Top candidates research employers before applying. Your employer brand is either doing recruiting work for you or working against you.
Before a strong candidate submits an application, they do research. They check Glassdoor reviews, look at your LinkedIn company page, see what former employees have said publicly, and assess whether the company seems like a place where good work is recognized and good people are treated well.
Your employer brand is the sum total of what the market believes about what it is like to work at your company. You can influence it deliberately, or you can let it form on its own. Most companies do a mix of both — a little deliberate brand-building and a lot of passive accumulation of whatever their employees happen to say.
Why Employer Brand Matters More Now
In a market where skilled candidates have options, the decision to apply to one company over another is increasingly shaped by perception. Strong candidates are choosing where to invest their job search energy. They apply to companies they perceive as good employers and often skip over companies with poor reputations regardless of the role's objective qualities.

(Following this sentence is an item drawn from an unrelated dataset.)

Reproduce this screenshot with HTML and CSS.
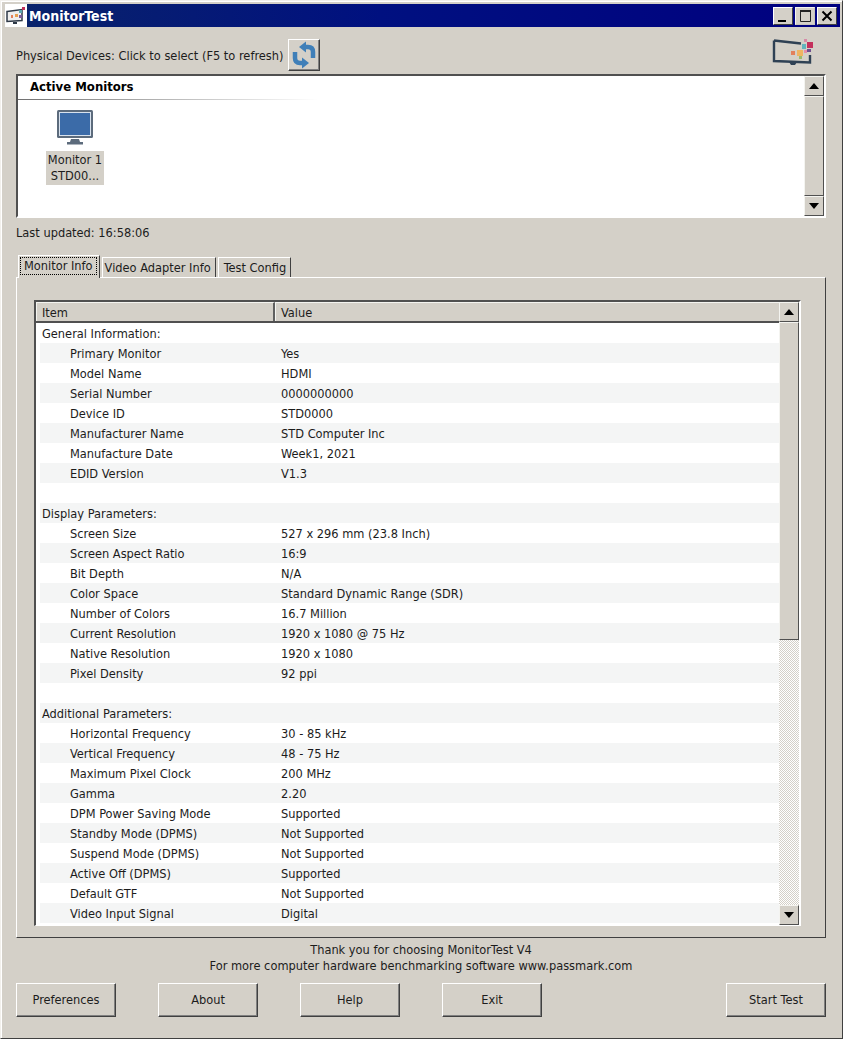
FILE: index.html
```html
<!DOCTYPE html>
<html lang="en">
<head>
<meta charset="utf-8">
<title>MonitorTest</title>
<link rel="stylesheet" href="styles.css">
</head>
<body>
<div class="window">
  <header class="titlebar">
    <svg class="app-icon" viewBox="0 0 22 23" width="22" height="23"><rect width="22" height="23" fill="#fff"/><path d="M2 7.500l15-2v11l-15 1z" fill="#eee" stroke="#2f3a48" stroke-width="1.500"/><path d="M8 18h4v2h-4z" fill="#2f3a48"/><rect x="17" y="3" width="3" height="3" fill="#c2315a"/><rect x="14" y="6" width="3" height="3" fill="#5aa7b0"/><rect x="10" y="10" width="3" height="3" fill="#e8a050"/><rect x="14" y="11" width="3" height="3" fill="#7a5a9a"/><rect x="6" y="11" width="2" height="3" fill="#e2805c"/></svg>
    <span class="title">MonitorTest</span>
    <div class="win-btns">
      <button class="win-btn"><svg viewBox="0 0 16 14" width="16" height="14"><rect x="3" y="11" width="8" height="2" fill="#000"/></svg></button>
      <button class="win-btn flat"><svg viewBox="0 0 16 16" width="16" height="16"><path d="M3.500 2.500h10v11h-10z" fill="none" stroke="#222"/><rect x="3" y="2" width="11" height="2" fill="#222"/></svg></button>
      <button class="win-btn"><svg viewBox="0 0 16 14" width="16" height="14"><path d="M3.500 2.500l9 9M12.500 2.500l-9 9" stroke="#000" stroke-width="2" fill="none"/></svg></button>
    </div>
  </header>

  <main class="content">
    <div class="device-row">
      <span class="device-label">Physical Devices: Click to select (F5 to refresh)</span>
      <button class="refresh">
        <svg viewBox="0 0 28 28" width="28" height="28"><path d="M23 17V11Q23 6 18 6H14" fill="none" stroke="#3f7fb8" stroke-width="4.500"/><path d="M16 0.500L9 6l7 5.500z" fill="#3f7fb8"/><path d="M5 11V17Q5 22 10 22H14" fill="none" stroke="#3f7fb8" stroke-width="4.500"/><path d="M12 16.500L19 22l-7 5.500z" fill="#3f7fb8"/></svg>
      </button>
      <svg class="logo" viewBox="0 0 44 30" width="44" height="30"><path d="M2 3.500L29 6.500M38 18v7.500L2 24V3.500" fill="none" stroke="#2f4154" stroke-width="2.400"/><path d="M17 25h8l-2 3h-4z" fill="#2f4154"/><rect x="35" y="5" width="6" height="6" fill="#c4305c"/><rect x="30" y="7" width="4" height="5" fill="#62b3bd"/><rect x="32" y="2" width="3" height="3" fill="#d88aa8"/><rect x="35" y="12" width="4" height="3" fill="#6f4f8f"/><rect x="25" y="13" width="6" height="6" fill="#efb462"/><rect x="19" y="14" width="4" height="4" fill="#e2805c"/><rect x="32" y="13" width="3" height="3" fill="#e58ca8"/><rect x="27" y="19" width="3" height="3" fill="#9dbb6a"/></svg>
    </div>

    <section class="monitors">
      <div class="monitors-list">
        <h2 class="group-head">Active Monitors</h2>
        <div class="group-line"></div>
        <div class="monitor-item">
          <svg viewBox="0 0 36 36" width="36" height="36"><rect width="36" height="28" rx="1.500" fill="#5c6b7c"/><rect x="2.500" y="2.500" width="31" height="23" fill="#3b6ba8" stroke="#d8e2ee"/><path d="M14 29h8l1 3h-10z" fill="#5c6b7c"/><rect x="10" y="32" width="16" height="2.500" fill="#5c6b7c"/></svg>
          <div class="monitor-name">Monitor 1<br>STD00...</div>
        </div>
      </div>
      <div class="scrollbar">
        <button class="sb-btn"><span class="arrow up"></span></button>
        <div class="sb-thumb"></div>
        <button class="sb-btn"><span class="arrow down"></span></button>
      </div>
    </section>

    <p class="updated">Last updated: 16:58:06</p>

    <nav class="tabs">
      <div class="tab active"><span class="focus">Monitor Info</span></div>
      <div class="tab">Video Adapter Info</div>
      <div class="tab">Test Config</div>
    </nav>

    <section class="panel">
      <div class="table">
        <div class="table-main">
          <div class="thead">
            <div class="th item">Item</div>
            <div class="th value">Value</div>
          </div>
          <div class="rows">
            <div class="row"><span class="k head">General Information:</span><span class="v"></span></div>
            <div class="row"><span class="k">Primary Monitor</span><span class="v">Yes</span></div>
            <div class="row"><span class="k">Model Name</span><span class="v">HDMI</span></div>
            <div class="row"><span class="k">Serial Number</span><span class="v">0000000000</span></div>
            <div class="row"><span class="k">Device ID</span><span class="v">STD0000</span></div>
            <div class="row"><span class="k">Manufacturer Name</span><span class="v">STD Computer Inc</span></div>
            <div class="row"><span class="k">Manufacture Date</span><span class="v">Week1, 2021</span></div>
            <div class="row"><span class="k">EDID Version</span><span class="v">V1.3</span></div>
            <div class="row"><span class="k"></span><span class="v"></span></div>
            <div class="row"><span class="k head">Display Parameters:</span><span class="v"></span></div>
            <div class="row"><span class="k">Screen Size</span><span class="v">527 x 296 mm (23.8 Inch)</span></div>
            <div class="row"><span class="k">Screen Aspect Ratio</span><span class="v">16:9</span></div>
            <div class="row"><span class="k">Bit Depth</span><span class="v">N/A</span></div>
            <div class="row"><span class="k">Color Space</span><span class="v">Standard Dynamic Range (SDR)</span></div>
            <div class="row"><span class="k">Number of Colors</span><span class="v">16.7 Million</span></div>
            <div class="row"><span class="k">Current Resolution</span><span class="v">1920 x 1080 @ 75 Hz</span></div>
            <div class="row"><span class="k">Native Resolution</span><span class="v">1920 x 1080</span></div>
            <div class="row"><span class="k">Pixel Density</span><span class="v">92 ppi</span></div>
            <div class="row"><span class="k"></span><span class="v"></span></div>
            <div class="row"><span class="k head">Additional Parameters:</span><span class="v"></span></div>
            <div class="row"><span class="k">Horizontal Frequency</span><span class="v">30 - 85 kHz</span></div>
            <div class="row"><span class="k">Vertical Frequency</span><span class="v">48 - 75 Hz</span></div>
            <div class="row"><span class="k">Maximum Pixel Clock</span><span class="v">200 MHz</span></div>
            <div class="row"><span class="k">Gamma</span><span class="v">2.20</span></div>
            <div class="row"><span class="k">DPM Power Saving Mode</span><span class="v">Supported</span></div>
            <div class="row"><span class="k">Standby Mode (DPMS)</span><span class="v">Not Supported</span></div>
            <div class="row"><span class="k">Suspend Mode (DPMS)</span><span class="v">Not Supported</span></div>
            <div class="row"><span class="k">Active Off (DPMS)</span><span class="v">Supported</span></div>
            <div class="row"><span class="k">Default GTF</span><span class="v">Not Supported</span></div>
            <div class="row"><span class="k">Video Input Signal</span><span class="v">Digital</span></div>
          </div>
        </div>
        <div class="scrollbar checker">
          <button class="sb-btn"><span class="arrow up"></span></button>
          <div class="sb-thumb tall"></div>
          <div class="sb-track"></div>
          <button class="sb-btn"><span class="arrow down"></span></button>
        </div>
      </div>
    </section>

    <p class="thanks">Thank you for choosing MonitorTest V4<br>For more computer hardware benchmarking software www.passmark.com</p>

    <div class="actions">
      <button class="btn">Preferences</button>
      <button class="btn">About</button>
      <button class="btn">Help</button>
      <button class="btn">Exit</button>
      <button class="btn start">Start Test</button>
    </div>
  </main>
</div>
</body>
</html>
```
FILE: styles.css
```css
* { box-sizing: border-box; }
html, body { margin: 0; height: 100%; }
body {
  background: #d4d0c8;
  color: #1c1c1c;
  font: 12.7px/16px "DejaVu Sans Condensed", "DejaVu Sans", sans-serif;
  overflow: hidden;
}
button { font: inherit; color: inherit; padding: 0; margin: 0; }
p, h2 { margin: 0; }

.window {
  height: 1039px;
  padding: 3px 2px 0 4px;
  border: 1px solid #d4d0c8;
  border-top-color: #f2f0ec;
  border-left-color: #f2f0ec;
  border-right-color: #404040;
  border-bottom-color: #404040;
  box-shadow: inset 1px 1px 0 #fff;
  display: flex;
  flex-direction: column;
}

.titlebar {
  height: 23px;
  flex: none;
  display: flex;
  align-items: center;
  background: linear-gradient(90deg, #0a246a 0%, #001080 45%, #000080 100%);
}
.app-icon { flex: none; margin-right: 2px; }
.title { color: #fff; font: bold 14px/22px "DejaVu Sans Condensed", sans-serif; }
.win-btns { margin-left: auto; display: flex; gap: 2px; margin-right: 3px; }
.win-btn {
  width: 20px; height: 18px;
  background: #d4d0c8;
  border: 1px solid;
  border-color: #fff #404040 #404040 #fff;
  display: flex; align-items: center; justify-content: center;
}
.win-btn.flat { border-color: #f4f4f0 #c8c4bc #c8c4bc #f4f4f0; }

.content {
  flex: 1;
  display: flex;
  flex-direction: column;
  padding: 0 14px 0 11px;
}

.device-row {
  display: flex;
  align-items: center;
  height: 32px;
  margin-top: 12px;
  gap: 5px;
}
.device-label { position: relative; top: 1px; }
.refresh {
  width: 32px; height: 32px;
  background: #d4d0c8;
  border: 1px solid;
  border-color: #fff #404040 #404040 #fff;
  box-shadow: inset -1px -1px 0 #808080;
  display: flex; align-items: center; justify-content: center;
}
.logo { margin-left: auto; margin-right: 10px; margin-top: -7px; }

.monitors {
  margin-top: 3px;
  height: 144px;
  display: flex;
  background: #fff;
  border: 2px solid;
  border-color: #505050 #fff #fff #505050;
}
.monitors-list { flex: 1; padding-top: 1px; }
.group-head { font: bold 13px/20px "DejaVu Sans Condensed", sans-serif; color: #000; padding-left: 12px; }
.group-line { height: 1px; margin-top: 2px; width: 300px; background: linear-gradient(90deg, #707070, #fff); }
.monitor-item {
  width: 58px;
  margin: 10px 0 0 28px;
  display: flex; flex-direction: column; align-items: center;
}
.monitor-name {
  margin-top: 5px;
  width: 58px;
  padding: 1px 0;
  background: #d4d0c8;
  text-align: center;
  white-space: nowrap;
}

.scrollbar {
  width: 20px;
  flex: none;
  display: flex;
  flex-direction: column;
  background: #d4d0c8;
}
.sb-btn {
  width: 20px; height: 20px; flex: none;
  background: #d4d0c8;
  border: 1px solid;
  border-color: #f4f4f0 #505050 #505050 #f4f4f0;
  display: flex; align-items: center; justify-content: center;
}
.sb-thumb {
  flex: 1;
  background: #d4d0c8;
  border: 1px solid;
  border-color: #f4f4f0 #505050 #505050 #f4f4f0;
}
.sb-thumb.tall { flex: none; height: 318px; }
.sb-track {
  flex: 1;
  background: repeating-conic-gradient(#d4d0c8 0 25%, #fff 0 50%) 0 0 / 2px 2px;
}
.arrow { width: 0; height: 0; border-left: 5px solid transparent; border-right: 5px solid transparent; }
.arrow.up { border-bottom: 6px solid #000; }
.arrow.down { border-top: 6px solid #000; }

.updated { margin-top: 7px; height: 16px; }

.tabs {
  display: flex;
  align-items: flex-end;
  height: 23px;
  margin-top: 13px;
  padding-left: 2px;
  gap: 2px;
  position: relative;
  z-index: 1;
}
.tab {
  height: 20px;
  padding: 2px 4px 0 2px;
  border: 1px solid;
  border-color: #fff #404040 transparent #fff;
  border-bottom: 0;
  white-space: nowrap;
}
.tab:last-child { padding-left: 5px; padding-right: 4px; }
.tab.active {
  height: 23px;
  padding: 1px 2px 0 1px;
  margin-bottom: -1px;
  background: #d4d0c8;
}
.focus { display: block; border: 1px dotted #000; padding: 0 3px; line-height: 16px; height: 18px; }

.panel {
  height: 661px;
  border: 1px solid;
  border-color: #fff #404040 #404040 #fff;
  padding: 22px 24px 0 17px;
}

.table {
  height: 626px;
  display: flex;
  background: #fff;
  border: 2px solid;
  border-color: #505050 #fff #fff #505050;
  border-bottom-width: 1px;
}
.table-main { flex: 1; min-width: 0; }
.thead { display: flex; height: 21px; background: #d4d0c8; border-bottom: 2px solid #505050; }
.th { padding: 2px 0 0 5px; line-height: 16px; border-top: 1px solid #f4f4f0; border-left: 1px solid #f4f4f0; }
.th.item { width: 239px; border-right: 2px solid #606060; }
.th.value { flex: 1; padding-left: 5px; }

.rows { overflow: hidden; }
.row { display: flex; height: 20px; align-items: center; margin-left: 4px; padding-top: 2px; line-height: 16px; }
.row:nth-child(even) { background: #f4f5f5; }
.k { width: 238px; padding-left: 30px; flex: none; white-space: nowrap; }
.k.head { padding-left: 2px; }
.v { padding-left: 3px; white-space: nowrap; }

.thanks { text-align: center; margin-top: 4px; height: 32px; }

.actions { display: flex; gap: 42px; margin-top: 9px; }
.btn {
  width: 100px; height: 34px;
  background: #d4d0c8;
  border: 1px solid;
  border-color: #fff #404040 #404040 #fff;
  box-shadow: inset -1px -1px 0 #808080;
}
.btn.start { margin-left: auto; }
```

The cost of a poor employer brand shows up as higher time-to-fill, lower offer acceptance rates, and reduced pipeline quality. Fixing brand problems takes time — usually more time than the immediate hiring need allows. Investing in brand before you need it is far more effective.
What Builds a Strong Employer Brand
Employee experience is the foundation. What your current and former employees say about working at your company is your most powerful employer brand signal. That means Glassdoor ratings, LinkedIn recommendations, and what people say when a friend asks them about your company over lunch.
Visible leadership and culture communication matters too. Companies whose leaders write thoughtfully about the company's work and values, whose employees share genuine content about their experiences, and whose job descriptions accurately describe the role attract better candidates than those that communicate only through official press releases.
Responsiveness in the hiring process is an underrated brand factor. Candidates who go through your process and have a good experience — even if they do not get the job — tell their network. Candidates who are ghosted or treated poorly tell their network too.
Quick Wins for Employer Brand
Respond to Glassdoor reviews, including the negative ones. Thoughtful, non-defensive responses to criticism demonstrate that leadership is paying attention and takes feedback seriously.
Audit your job descriptions and career page. Do they accurately represent what it is like to work at your company? Do they sound like a place where interesting work happens or like a generic corporate document?
Invest in the candidate experience during the hiring process itself. Clear communication, respectful timelines, and honest feedback leave a lasting impression that shapes how people talk about your company.